Bernie Madoff
As you read about Risk:Return, I asked you to also read Harry Markopolis’ article on
Bernie Madoff. When Bernie Madoff’s funds were sold, prospects were told that his
historic fund returns were ~12% annually with minimal risk (only 7 out of 174 months had a
negative return during the entire charade – and none exceeded -.56%). Various articles
were written expressing skepticism that anyone could achieve this level of returns (here is
one from 2001: Ocrant, Michael (May 2001), "Madoff tops charts; skeptics ask
how" , http://nakedshorts.typepad.com/files/madoff.pdf), but for a variety of reasons there was
no follow up.
To put some context on the returns, here are some comparative annual returns:
S&P 500 (US) EAFE (Global) US Treasury
Bonds
World Bonds US Treasury
Bills (<1 yr)
Annual Return 11.8% 10.7% 7.5% 5.8% 2.2%
Std.
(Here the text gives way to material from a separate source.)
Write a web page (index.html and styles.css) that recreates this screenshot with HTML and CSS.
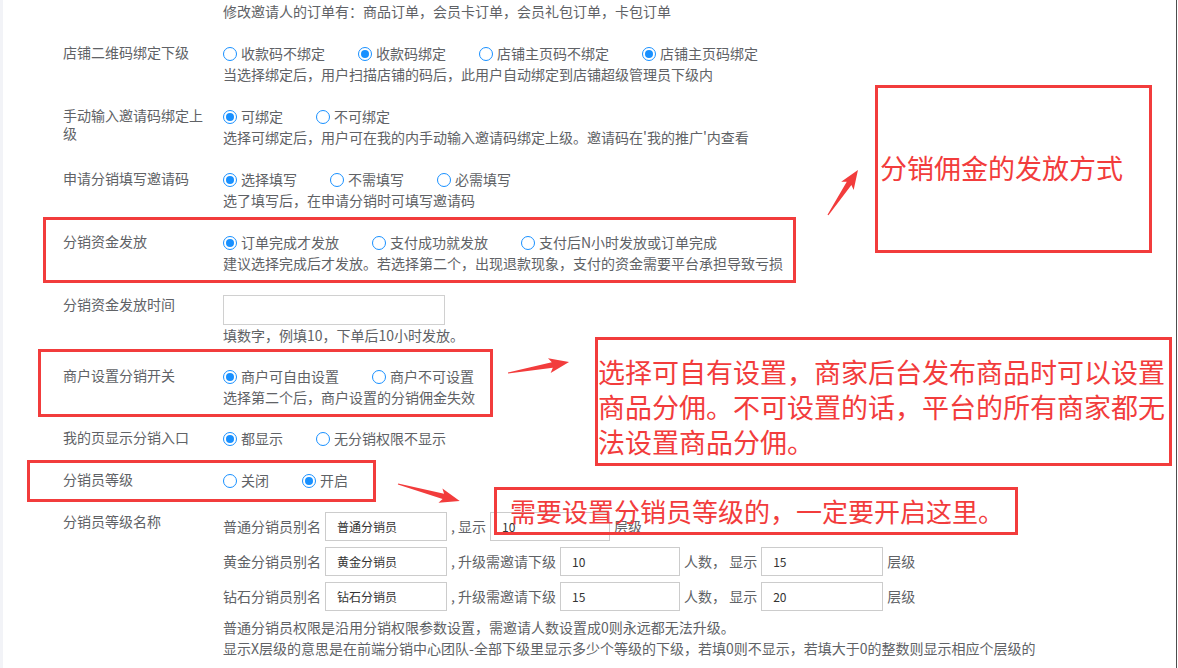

Deviation 16.7% 20.5% 10.3% 8.7% 2.1%
Assume that this is 2002, both the US and European markets have been down for 3
consecutive years (but they had been up for the prior 9 consecutive years – which no one
remembers when returns are negative) and your broker has suggested a Madoff fund
(lucky you – not everyone got this opportunity). The fund’s return for the last year was
5.6% vs. -22% for the S&P 500 and -32% for Euro Stoxx 600 (the primary index for
European companies). Moreover, while the fund has ‘modest’ returns, it never seems to
lose money. Using Risk and Return as a framework, how would you respond?